Go through the listing and return every line with "components" in it.

» Data section:
+ + + +
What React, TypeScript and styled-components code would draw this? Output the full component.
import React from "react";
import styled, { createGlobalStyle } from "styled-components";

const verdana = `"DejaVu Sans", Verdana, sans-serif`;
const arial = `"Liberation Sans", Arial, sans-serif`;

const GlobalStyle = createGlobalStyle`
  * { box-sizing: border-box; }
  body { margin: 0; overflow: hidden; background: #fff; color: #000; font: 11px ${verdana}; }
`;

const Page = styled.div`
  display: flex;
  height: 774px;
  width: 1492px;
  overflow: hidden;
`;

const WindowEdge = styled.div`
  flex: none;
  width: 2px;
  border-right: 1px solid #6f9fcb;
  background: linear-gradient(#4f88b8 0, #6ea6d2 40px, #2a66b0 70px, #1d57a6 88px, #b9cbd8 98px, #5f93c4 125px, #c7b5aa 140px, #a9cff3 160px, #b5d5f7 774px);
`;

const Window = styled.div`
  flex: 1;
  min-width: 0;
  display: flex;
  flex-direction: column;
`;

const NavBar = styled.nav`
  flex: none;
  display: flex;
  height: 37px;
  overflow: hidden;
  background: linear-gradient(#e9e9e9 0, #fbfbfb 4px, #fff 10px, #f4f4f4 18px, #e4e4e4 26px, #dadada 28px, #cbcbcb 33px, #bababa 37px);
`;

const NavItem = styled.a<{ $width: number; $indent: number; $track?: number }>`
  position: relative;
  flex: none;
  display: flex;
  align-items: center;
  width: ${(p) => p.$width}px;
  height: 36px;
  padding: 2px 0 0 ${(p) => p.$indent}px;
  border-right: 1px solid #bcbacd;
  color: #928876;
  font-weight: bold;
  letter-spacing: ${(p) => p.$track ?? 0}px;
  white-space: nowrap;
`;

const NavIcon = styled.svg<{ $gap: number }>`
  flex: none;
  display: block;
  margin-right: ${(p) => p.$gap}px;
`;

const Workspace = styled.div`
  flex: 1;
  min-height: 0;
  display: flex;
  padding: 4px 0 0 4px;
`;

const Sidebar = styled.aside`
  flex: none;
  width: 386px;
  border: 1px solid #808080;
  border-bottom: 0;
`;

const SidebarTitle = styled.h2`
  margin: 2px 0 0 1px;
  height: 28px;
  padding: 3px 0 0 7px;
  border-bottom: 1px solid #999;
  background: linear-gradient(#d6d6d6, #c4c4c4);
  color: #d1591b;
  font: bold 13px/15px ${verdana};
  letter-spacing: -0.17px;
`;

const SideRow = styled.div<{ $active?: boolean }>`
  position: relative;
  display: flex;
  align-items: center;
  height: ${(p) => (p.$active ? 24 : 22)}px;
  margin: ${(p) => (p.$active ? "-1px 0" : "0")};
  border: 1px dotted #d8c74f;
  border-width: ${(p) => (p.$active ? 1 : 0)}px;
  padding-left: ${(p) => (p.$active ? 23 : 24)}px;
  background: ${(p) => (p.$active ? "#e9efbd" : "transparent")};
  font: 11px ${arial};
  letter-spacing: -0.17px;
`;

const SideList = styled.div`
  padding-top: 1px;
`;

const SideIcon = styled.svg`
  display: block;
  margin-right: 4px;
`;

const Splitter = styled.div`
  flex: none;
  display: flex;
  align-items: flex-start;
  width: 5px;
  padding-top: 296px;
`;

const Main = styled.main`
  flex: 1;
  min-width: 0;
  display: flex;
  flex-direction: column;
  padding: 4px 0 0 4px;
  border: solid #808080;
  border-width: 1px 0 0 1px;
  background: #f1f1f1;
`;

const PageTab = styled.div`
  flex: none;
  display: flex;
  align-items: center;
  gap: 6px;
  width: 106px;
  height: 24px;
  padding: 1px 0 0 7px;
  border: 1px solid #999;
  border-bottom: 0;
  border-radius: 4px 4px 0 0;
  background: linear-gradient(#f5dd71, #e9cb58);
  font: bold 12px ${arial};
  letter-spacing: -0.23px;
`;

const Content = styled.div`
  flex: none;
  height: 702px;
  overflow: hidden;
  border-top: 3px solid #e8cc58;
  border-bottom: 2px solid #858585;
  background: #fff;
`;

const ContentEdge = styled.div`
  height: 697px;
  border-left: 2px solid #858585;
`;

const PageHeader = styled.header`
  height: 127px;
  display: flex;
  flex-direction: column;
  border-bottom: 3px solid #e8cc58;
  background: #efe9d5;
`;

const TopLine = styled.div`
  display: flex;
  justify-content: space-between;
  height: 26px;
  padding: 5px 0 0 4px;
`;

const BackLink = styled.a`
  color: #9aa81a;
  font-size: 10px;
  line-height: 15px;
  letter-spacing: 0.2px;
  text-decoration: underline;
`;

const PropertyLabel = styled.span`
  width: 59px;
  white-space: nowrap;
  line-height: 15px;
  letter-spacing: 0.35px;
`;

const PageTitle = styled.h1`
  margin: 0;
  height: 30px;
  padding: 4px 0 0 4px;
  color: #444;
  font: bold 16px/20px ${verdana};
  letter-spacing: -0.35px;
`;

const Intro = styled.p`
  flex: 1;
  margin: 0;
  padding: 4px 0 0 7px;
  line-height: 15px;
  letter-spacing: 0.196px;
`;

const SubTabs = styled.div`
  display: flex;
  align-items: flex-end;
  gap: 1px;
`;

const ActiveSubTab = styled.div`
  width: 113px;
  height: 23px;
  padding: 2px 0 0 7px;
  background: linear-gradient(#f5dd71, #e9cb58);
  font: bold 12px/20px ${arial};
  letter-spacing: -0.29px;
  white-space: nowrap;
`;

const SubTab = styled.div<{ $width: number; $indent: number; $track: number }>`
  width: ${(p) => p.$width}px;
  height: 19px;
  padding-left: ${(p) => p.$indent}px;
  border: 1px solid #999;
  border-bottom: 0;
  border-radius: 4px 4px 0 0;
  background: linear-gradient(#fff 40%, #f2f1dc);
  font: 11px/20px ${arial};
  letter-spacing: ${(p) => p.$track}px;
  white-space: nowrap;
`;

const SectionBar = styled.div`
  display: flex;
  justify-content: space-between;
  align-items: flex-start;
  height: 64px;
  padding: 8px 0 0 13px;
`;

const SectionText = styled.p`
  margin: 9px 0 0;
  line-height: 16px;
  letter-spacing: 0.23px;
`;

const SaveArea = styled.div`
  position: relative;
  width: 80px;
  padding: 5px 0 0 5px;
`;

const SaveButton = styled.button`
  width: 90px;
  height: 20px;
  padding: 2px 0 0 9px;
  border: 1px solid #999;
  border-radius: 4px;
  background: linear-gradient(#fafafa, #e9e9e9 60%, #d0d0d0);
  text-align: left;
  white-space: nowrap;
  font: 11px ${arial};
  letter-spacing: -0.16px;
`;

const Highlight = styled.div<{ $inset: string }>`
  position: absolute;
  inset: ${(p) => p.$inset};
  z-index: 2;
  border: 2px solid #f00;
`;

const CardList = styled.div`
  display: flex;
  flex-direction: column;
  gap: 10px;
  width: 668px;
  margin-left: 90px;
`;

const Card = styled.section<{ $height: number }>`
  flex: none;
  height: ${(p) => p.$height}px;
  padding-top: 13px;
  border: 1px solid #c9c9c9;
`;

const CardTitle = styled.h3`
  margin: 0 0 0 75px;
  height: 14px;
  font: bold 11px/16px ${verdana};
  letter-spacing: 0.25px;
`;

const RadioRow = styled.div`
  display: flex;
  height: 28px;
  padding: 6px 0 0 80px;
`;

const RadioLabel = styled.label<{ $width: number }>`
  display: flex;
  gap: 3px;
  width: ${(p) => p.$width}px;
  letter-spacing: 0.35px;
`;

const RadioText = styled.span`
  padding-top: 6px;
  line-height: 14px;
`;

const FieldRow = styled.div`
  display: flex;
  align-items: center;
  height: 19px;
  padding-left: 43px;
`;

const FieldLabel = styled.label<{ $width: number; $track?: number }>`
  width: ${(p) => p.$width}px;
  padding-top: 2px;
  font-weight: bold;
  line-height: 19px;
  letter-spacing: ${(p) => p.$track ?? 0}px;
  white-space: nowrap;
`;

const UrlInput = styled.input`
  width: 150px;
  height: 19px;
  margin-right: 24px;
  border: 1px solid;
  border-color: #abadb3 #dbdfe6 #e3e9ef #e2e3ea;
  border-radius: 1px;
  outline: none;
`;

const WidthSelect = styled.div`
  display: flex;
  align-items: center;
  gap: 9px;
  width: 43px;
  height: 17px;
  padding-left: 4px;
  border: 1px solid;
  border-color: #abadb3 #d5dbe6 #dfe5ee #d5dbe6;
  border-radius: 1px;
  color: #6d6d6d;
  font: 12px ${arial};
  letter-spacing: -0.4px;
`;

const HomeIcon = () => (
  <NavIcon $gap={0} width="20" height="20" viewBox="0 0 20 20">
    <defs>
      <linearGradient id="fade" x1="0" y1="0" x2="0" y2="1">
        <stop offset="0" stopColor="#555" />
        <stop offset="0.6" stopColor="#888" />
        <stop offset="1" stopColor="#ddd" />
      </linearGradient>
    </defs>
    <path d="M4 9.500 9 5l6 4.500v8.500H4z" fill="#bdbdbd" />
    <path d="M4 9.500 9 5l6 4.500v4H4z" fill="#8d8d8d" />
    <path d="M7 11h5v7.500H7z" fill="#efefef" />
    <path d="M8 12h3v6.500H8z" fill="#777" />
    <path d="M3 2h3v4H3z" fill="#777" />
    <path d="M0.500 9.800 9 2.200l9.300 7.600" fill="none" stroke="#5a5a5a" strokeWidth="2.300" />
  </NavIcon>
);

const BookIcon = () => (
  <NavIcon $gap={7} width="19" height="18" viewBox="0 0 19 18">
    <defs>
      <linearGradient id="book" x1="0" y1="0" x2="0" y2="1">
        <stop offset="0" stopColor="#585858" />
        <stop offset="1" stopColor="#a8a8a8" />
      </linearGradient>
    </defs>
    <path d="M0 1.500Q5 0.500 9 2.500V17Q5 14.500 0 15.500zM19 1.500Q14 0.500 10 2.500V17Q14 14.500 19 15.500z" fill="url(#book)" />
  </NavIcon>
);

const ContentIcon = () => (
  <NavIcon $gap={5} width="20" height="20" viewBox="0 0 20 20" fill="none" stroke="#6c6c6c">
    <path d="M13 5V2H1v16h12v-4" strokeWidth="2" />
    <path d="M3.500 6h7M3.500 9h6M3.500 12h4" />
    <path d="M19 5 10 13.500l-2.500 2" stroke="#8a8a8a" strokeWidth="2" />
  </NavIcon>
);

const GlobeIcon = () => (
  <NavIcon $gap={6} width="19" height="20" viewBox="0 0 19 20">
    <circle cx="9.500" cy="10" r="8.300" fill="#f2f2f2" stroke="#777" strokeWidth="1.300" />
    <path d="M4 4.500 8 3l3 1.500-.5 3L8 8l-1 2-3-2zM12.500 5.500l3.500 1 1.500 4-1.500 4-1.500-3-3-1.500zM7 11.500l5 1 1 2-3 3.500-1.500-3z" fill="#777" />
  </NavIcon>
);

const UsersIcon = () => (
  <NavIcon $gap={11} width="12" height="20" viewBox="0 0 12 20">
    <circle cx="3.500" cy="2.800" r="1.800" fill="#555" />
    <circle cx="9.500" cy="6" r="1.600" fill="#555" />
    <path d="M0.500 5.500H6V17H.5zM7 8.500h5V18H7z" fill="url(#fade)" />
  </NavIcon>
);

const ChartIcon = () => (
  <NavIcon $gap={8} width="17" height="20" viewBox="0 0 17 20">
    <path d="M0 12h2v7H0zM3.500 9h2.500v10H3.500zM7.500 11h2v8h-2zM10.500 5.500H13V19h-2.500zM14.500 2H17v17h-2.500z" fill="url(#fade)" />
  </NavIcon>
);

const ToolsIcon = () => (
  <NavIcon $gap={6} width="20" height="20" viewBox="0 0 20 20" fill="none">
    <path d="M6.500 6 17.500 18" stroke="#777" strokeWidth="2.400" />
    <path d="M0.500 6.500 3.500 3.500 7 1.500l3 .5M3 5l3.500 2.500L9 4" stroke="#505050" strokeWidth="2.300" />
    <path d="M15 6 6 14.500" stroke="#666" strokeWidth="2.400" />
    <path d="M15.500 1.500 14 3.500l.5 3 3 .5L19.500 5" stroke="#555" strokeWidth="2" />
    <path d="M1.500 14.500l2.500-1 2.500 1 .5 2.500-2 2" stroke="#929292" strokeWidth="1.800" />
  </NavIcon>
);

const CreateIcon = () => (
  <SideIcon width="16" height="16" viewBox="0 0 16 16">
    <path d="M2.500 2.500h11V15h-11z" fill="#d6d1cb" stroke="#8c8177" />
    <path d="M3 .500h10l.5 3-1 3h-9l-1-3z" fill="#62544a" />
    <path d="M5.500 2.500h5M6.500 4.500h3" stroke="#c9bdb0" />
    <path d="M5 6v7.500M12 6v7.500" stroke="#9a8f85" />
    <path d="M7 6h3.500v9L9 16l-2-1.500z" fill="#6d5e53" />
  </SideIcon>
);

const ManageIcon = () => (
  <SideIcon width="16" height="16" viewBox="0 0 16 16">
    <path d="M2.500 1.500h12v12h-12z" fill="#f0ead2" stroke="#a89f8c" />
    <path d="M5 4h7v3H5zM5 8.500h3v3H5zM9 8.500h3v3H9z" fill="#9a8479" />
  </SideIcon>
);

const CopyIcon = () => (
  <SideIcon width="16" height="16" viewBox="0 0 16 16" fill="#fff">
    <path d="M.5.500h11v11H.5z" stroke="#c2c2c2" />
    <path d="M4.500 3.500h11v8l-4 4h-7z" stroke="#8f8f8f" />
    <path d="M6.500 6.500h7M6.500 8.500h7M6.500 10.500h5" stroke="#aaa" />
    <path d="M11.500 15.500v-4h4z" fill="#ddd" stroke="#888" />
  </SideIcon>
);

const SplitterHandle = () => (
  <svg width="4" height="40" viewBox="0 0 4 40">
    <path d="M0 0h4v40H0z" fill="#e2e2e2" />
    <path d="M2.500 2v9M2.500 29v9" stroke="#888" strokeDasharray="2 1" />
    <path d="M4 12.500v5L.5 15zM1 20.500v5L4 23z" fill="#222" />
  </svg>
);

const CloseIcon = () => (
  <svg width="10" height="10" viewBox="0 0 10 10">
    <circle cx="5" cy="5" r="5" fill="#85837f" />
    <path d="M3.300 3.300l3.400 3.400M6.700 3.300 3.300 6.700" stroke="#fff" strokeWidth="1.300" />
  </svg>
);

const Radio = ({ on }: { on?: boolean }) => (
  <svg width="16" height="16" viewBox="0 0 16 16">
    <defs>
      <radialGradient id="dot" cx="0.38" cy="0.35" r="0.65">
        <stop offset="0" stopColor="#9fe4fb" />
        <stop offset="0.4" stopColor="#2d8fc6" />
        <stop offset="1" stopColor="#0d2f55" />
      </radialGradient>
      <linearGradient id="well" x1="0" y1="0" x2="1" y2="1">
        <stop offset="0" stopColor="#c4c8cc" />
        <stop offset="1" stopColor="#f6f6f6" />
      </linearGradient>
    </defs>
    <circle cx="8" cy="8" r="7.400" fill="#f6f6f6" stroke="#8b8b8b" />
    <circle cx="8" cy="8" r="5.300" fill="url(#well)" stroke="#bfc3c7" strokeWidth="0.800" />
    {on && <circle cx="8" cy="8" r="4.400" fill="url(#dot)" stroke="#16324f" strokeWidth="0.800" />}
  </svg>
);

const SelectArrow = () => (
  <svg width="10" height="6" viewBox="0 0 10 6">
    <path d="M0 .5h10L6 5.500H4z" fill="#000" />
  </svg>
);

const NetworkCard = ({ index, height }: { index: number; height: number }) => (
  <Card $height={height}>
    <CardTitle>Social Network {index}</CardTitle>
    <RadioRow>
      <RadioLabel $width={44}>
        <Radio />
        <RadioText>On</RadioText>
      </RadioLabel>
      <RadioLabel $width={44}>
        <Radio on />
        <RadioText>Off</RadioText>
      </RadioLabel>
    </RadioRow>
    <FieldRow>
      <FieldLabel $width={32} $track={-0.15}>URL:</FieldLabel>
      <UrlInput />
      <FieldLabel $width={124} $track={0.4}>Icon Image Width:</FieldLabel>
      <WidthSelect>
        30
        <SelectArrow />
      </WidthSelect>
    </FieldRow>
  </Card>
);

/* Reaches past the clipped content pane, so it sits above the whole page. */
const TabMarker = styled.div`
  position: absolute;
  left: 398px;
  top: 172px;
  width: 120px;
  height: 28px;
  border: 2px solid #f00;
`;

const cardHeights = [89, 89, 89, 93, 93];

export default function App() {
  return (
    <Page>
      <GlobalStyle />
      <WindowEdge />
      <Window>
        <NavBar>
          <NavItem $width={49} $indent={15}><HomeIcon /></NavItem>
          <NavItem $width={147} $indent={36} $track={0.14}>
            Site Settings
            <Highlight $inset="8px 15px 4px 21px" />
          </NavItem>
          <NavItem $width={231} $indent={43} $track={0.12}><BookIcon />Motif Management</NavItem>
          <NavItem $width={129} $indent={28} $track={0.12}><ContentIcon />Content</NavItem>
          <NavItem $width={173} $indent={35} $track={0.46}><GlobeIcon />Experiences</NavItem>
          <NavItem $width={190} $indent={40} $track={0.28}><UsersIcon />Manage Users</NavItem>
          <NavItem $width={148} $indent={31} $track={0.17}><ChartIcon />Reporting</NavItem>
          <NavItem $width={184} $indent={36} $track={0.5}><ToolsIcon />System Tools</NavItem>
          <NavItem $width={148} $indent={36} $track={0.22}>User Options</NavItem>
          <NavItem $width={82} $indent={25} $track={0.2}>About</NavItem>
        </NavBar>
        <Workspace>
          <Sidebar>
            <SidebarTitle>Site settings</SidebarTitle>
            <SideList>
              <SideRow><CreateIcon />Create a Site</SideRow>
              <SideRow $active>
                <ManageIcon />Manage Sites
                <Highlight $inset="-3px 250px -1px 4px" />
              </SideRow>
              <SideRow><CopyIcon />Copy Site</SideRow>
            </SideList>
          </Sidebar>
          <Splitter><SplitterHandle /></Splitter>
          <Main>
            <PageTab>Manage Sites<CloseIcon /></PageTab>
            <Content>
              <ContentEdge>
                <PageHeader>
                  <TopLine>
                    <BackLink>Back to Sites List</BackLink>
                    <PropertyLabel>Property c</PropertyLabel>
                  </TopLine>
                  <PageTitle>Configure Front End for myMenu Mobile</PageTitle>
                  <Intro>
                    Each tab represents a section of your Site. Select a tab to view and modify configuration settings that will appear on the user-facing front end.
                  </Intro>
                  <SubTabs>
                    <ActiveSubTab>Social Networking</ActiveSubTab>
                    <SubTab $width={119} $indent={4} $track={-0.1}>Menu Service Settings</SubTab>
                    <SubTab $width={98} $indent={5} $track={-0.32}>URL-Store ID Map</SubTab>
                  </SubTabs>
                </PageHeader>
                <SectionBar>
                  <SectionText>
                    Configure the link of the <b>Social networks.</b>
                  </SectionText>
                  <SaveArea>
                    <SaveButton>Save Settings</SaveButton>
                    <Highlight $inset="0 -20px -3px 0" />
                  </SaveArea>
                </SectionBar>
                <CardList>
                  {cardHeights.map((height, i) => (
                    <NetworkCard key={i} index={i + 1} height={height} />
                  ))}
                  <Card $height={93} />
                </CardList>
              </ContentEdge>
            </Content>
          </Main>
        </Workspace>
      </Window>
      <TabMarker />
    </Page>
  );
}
+ + + +
» Output of the task:
What React, TypeScript and styled-components code would draw this? Output the full component.
import styled, { createGlobalStyle } from "styled-components";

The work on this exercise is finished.